Den verschiedenen Arten von Sandsäcken ist eine begrenzte Lagerhaltbarkeit gemeinsam, und in der Regel werden sie nur einmal verwendet. Zudem kommen die meisten Sandsäcke aus Asien und sind mit Pestiziden stark belastet. Bereits gefüllte Säcke, die etwas schneller einsatzfähig sind, verrotten im Lager schnell.

Alternativen zum Sandsack

Eine Alternative sind Sandsackersatzsysteme, die 25 Jahre ohne Ersatzbeschaffungs-kosten einsatzfähig und nur mit minimalen Aufbaukosten verbunden sind. Ihre Vorteile:

  • Sie sind um ein Vielfaches schneller errichtet als ein Sandsackwall, mit wenigen Helfenden. Es gibt Sandsack-Ersatzsysteme, mit denen vier Personen in einer Stunde 200 Meter schaffen können.
  • Sie sind günstiger als Sandsäcke – unter der Voraussetzung, dass die Personal-, Logistik-, Entsorgungs- und Wiederbeschaffungskosten für Sandsackwälle mitberechnet und der längeren Nutzungsdauer der Ersatzsysteme gegenübergestellt werden. Sehr robuste Sandsackersatzsysteme werden bis zu 25 Jahre ohne Ersatzbeschaffungen hundertfach immer wieder eingesetzt.
  • Sie sind sicherer im Einsatz als Sandsäcke.
  • Sie sind erheblich gesünder für die Einsatzkräfte, denn Sandsäcke sind schwer (rund 20kg).

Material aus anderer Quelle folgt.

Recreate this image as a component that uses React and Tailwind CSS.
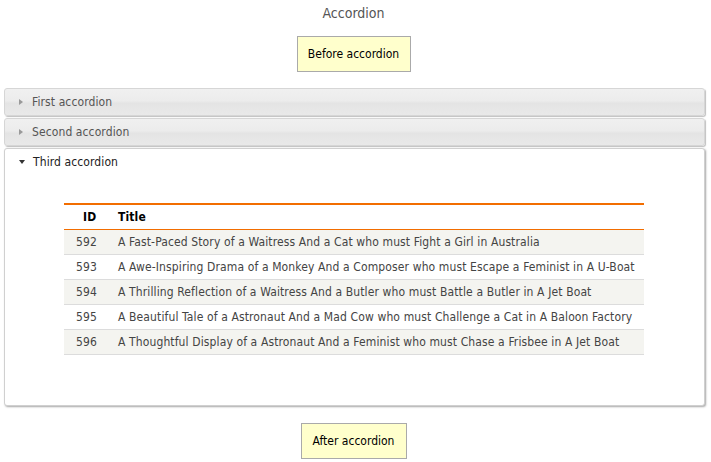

Die Alternativen zum Sandsack sind vielfältig:

  • Behältersysteme: Schlauchsysteme mit Wasser oder mit Luft befüllt, Beckensysteme
  • Massesysteme
  • Klappsysteme
  • Wandsysteme: Bocksysteme, Dammsysteme, Tafelsysteme

Wer ein modernes Sandsack-Ersatzsystem will, sollte die am Markt verfügbaren mobilen Systeme nach folgenden Eigenschaften prüfen:

  • Wie lang sind die Aufbauzeiten und wie groß die notwendige Anzahl der Helfenden bis zur kompletten Einsatzbereitschaft?
  • Auf welchen Untergründen kann das System aufgebaut werden?
  • Wie robust und UV-beständig sind die Materialien?
  • Sind Reserven für Treibgutanprall oder andere Überraschungen im Einsatz vorhanden?
  • Gibt es Erfordernisse von Ersatzbeschaffungen nach einem Einsatz?
  • Sind zusätzliche Hilfsmittel wie Pumpen notwendig? Auch um den geschützten Bereich zu entwässern.

Entscheidend ist die Standsicherheit – auch bei Überströmung

Der wichtigste Aspekt bei der Systemwahl ist die Standsicherheit des Sandsack-ersatzsystems. Denn das BWK-Merkblatt 6 fordert eine Überströmbarkeit von mobilen Hochwasserschutz-Systemen. Der Grund dafür: Es ist gesellschaftlicher Konsens, dass Hochwasserschutz nicht flächendeckend für ein größtmögliches Hochwasser (HQ extrem) ausgelegt wird. Das wäre zu teuer und würde vielerorts meterhohe Deiche und Betonmauern zur Folge haben.

Bei zunehmenden Starkregenhäufigkeiten wird außerdem die statistische Eintretens-wahrscheinlichkeit von Hochwasser größer, so dass in zehn Jahren ein heutiges HQ100 eventuell ein HQ25 sein wird. Mobiler Hochwasserschutz wird in der Regel für ein HQ100 oder noch häufigeres Ereignis bemessen. Das bedeutet, dass der vorgesorgte Hochwasserschutz im Verlauf eines extremen Hochwassers zu klein ausgelegt ist und den Überflutungszeitpunkt zwar verzögern kann, aber irgendwann überlastet sein wird.

In diesem Moment muss das System ohne aufwändige Hilfsmaßnahmen unbedingt lagesicher bleiben – auch bei Überströmung! Eine sichere Überströmung bedeutet ein zunächst langsames Fluten des geschützten Bereiches.

Das richtige Schutzsystem finden

Wird ein nicht-überströmbares System dagegen über die (hoffentlich bekannte) Belastungsgrenze hinaus eingestaut, führt das zum Überschreiten der Belastungsgrenze. Diese ist abhängig von verschiedenen Randbedingungen. Die Belastungsgrenze eines nicht-überströmbaren Systems liegt zwischen
60 und 90 Prozent der Systemhöhe.

Ist die Belastungsgrenze bei einem nicht-überströmbaren System erreicht, führt das zu einem plötzlichen Versagen des Systems durch Aufschwimmen oder Umkippen/ Kollabieren. Dabei würde schlagartig ein mittlerer bis großer Bereich der Schutzlinie versagen und das aufgestaute Flutwasser in einer Flutwelle durch den geschützten Bereich schießen. Schon ab einer Stauhöhe von 60 Zentimeter ist diese Flutwelle lebensgefährlich. Sie kann größere Schäden verursachen, als wenn kein Hochwasserschutz aufgebaut worden wäre.

Wichtig ist also: Alle Sandsackersatzsysteme sind schneller im Aufbau als Sandsackwälle. Für die Sicherheit von Einsatzkräften und Bevölkerung sollte man im Detail prüfen, welches System geeignet ist. Am besten ist es, sich bei den Einsatzstellen beraten zu lassen. Walter Wagenhuber

Der Autor: Dr.-Ing. Walter Wagenhuber ist Geschäftsführer der Mobildeich GmbH.